Puff Explains It All
Former Senate Donk Leader Tom Daschle gives Republican voters pretty much everything they need to know about their party's so-called nominee - almost:
Former Democratic Senate Leader Tom Daschle said that several years ago John McCain came close to leaving the Republican Party and caucusing with Senate Democrats.
During Daschle’s appearance Sunday on MSNBC’s Meet the Press, host Tim Russert noted that Daschle said in February, “It’s true that we were once close to bringing John McCain into the Democratic caucus. There are many who can verify that.” Russert asked, “John McCain almost became a Democrat?”
Daschle answered: “Never a Democrat, but an independent. He was so angry at the way he was treated and the problems he had with the Bush Administration in 2001, Tim, that he came to us and said, ‘Look, I’m seriously considering becoming an independent and caucusing with you. Let’s talk about it.’ And we did.”
“Aligning himself with the Democrats in the Senate?” Russert asked.
“Exactly,” Daschle replied.
"The way he was treated" meaning losing the 2000 GOP nomination to Dubya fair and square. When he's trying to win, McCain is a notorious sore loser, all the moreso when he loses to somebody for whom he harbors galloping contempt. George W. Bush obviously fell within that category for Lord Queeg (not unlike Mitt Romney did this time), like he does for most everybody else on the Left.
And there we come to the other cause of Maverick's grudge. Having "evolved" in office following the Keating Five scandal into a born-again "reformer," McCain was on a mission to rip the GOP away from the "Extreme Right" - embodied in his mind by Pat Robertson and Jerry Falwell - and restore it to the Rockefeller/Blue Nose/RINO winglet of the party. His mistake was to be so belligerently open about it; the open hostility Sailor radiated toward Christian evangelicals (at the urging of notorious RINO and former New Hampshire Senator Warren Rudman) stampeded the bulk of the Republican base straight into Bush the son's camp, and he never looked back.
The "problem" McCain had with his own party was that he felt entitled to its presidential nomination and GOPers denied it to him. Thus did that flaming resentment have him on the brink of an honest defection.
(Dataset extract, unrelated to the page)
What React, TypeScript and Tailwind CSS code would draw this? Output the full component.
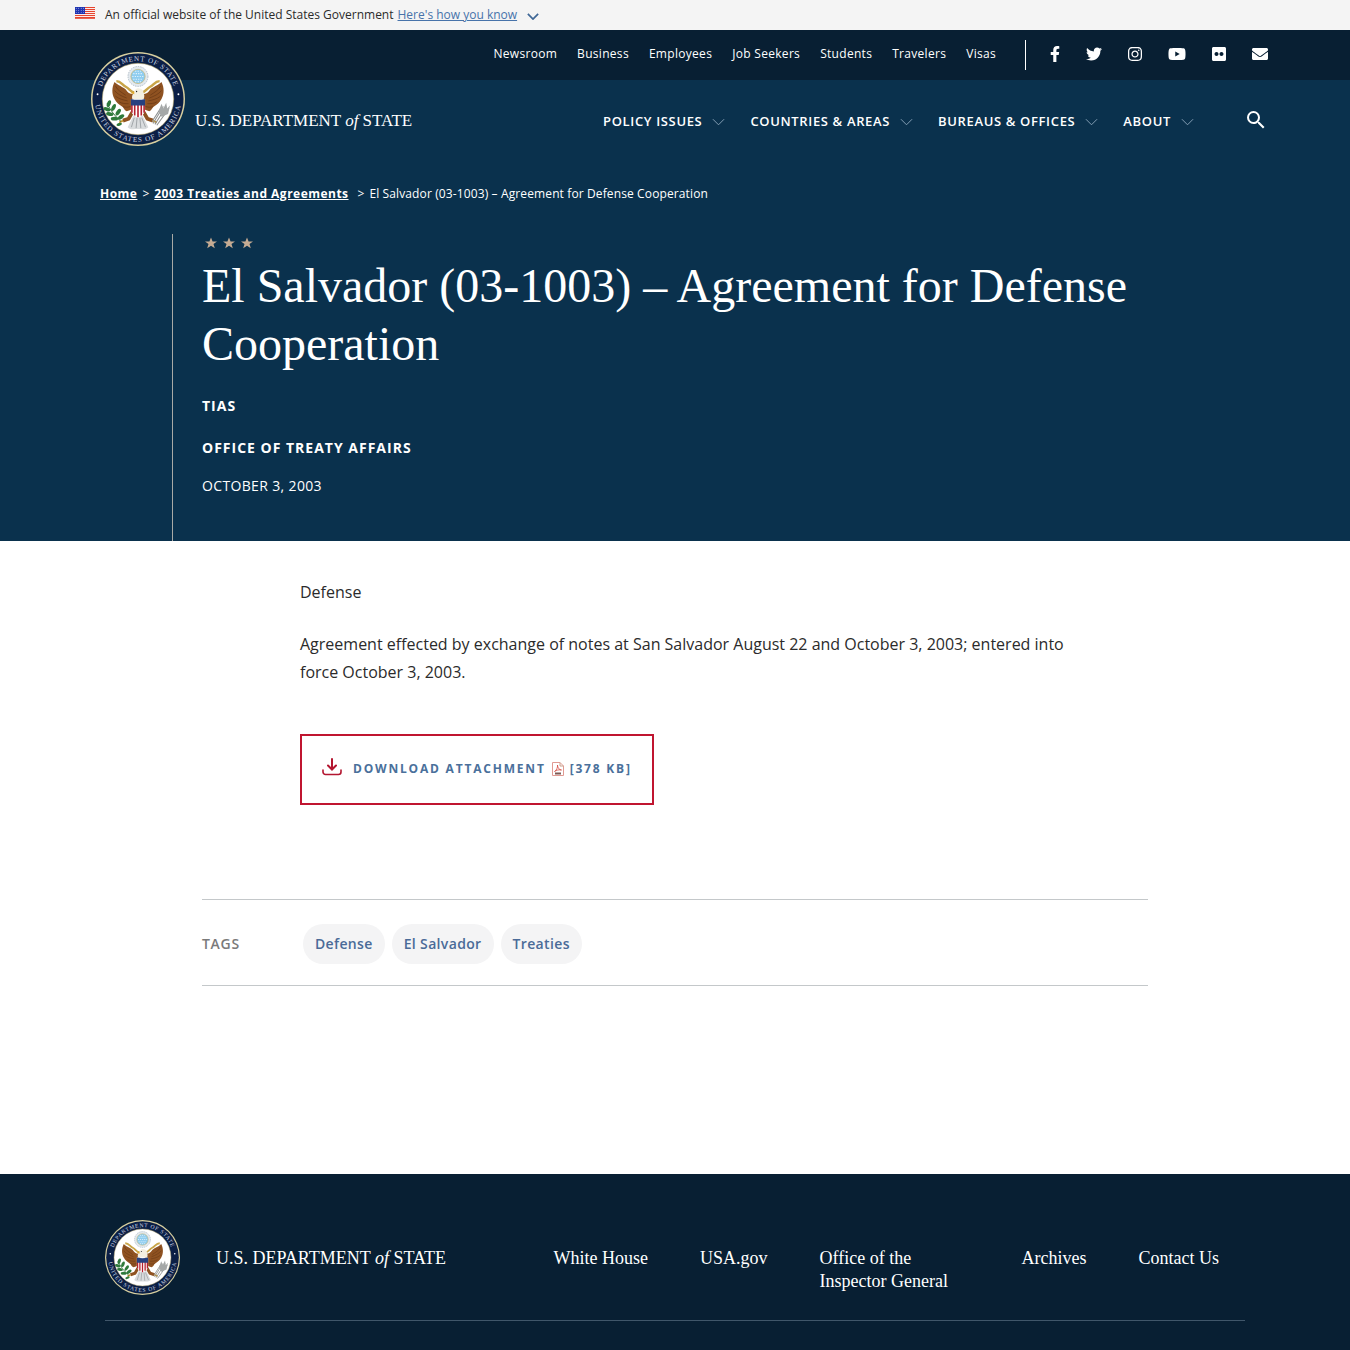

But something stopped him. Something held him back. Whether it was an epiphany within himself, or somebody gave him some "political facts of life" advice, John Sith McCain realized that he wanted to be president more than he wanted sabotage his own party. And he would never get that chance if pulled a Jeffords.
But that was only part of the V-8 moment. What if he could accomplish both at the same time? What if he could be an "enemy within," a "deep cover agent" for the Dems sabotaging the GOP agenda from within the Republican caucus? Being a prominent dissident would give him far more influence and notoriety than the afforementioned Jim Jeffords ever got as a back-bencher in the Dem caucus. He could exact his revenge on the frat boy who denied him what was rightfully his and the party that had spurned him on a daily basis for the ensuing eight years. The Enemy Media would absolutely swoon over him. And when 2008 rolled around, it would be "his turn" at the Republican presidential nomination despite all of that treachery. Proving once and for all that remaining in the "Stupid Party" does have some advantages after all.
Darth Queeg was born. And now all has proceeded as he foresaw - except, perhaps, actually winning the presidency itself.
Which would explain this:
Russert asked Daschle, who is an adviser to the Barack Obama campaign, “Then how can you run against [McCain] as a Bush third term?”
Daschle responded: “Because in the course of that period from 2001 to 2008 . . . he’s become a very ideologic advocate for the Bush policies on Iraq, on the economy, on tax policy, on domestic policy. Across the board he is espousing the Bush policies. He’s changed a lot since 2001.”
“Why?” Russert queried.
“Well, I think because he felt he needed to do that to win the nomination,” was Daschle’s response.
And to have a prayer of bilking the GOP base into supporting him in November.
But you just wait; if, somehow, some way, John Sith McCain does pull off the mother of all upsets, he'll be a bigger "maverick" in the Oval Office than he EVER was in the United States Senate. And we, conservatives, will have been noodleheaded enough to put him there.
Don't say you were never warned. Senator Daschle and I don't get to do these PSAs very often, ya know.
UPDATE: McCain "senior advisor" Steve Schmidt on CNN yesterday:
Senator Obama's fond of saying that John McCain represents a third term for George W. Bush. The reality is that Senator McCain has disagreed on issue after issue with President Bush over the last eight years. He is his own man.
Yeah, Steve? Well guess what? So has, and is, Obama. So why the hell should anybody - especially any Republican - vote for your boss?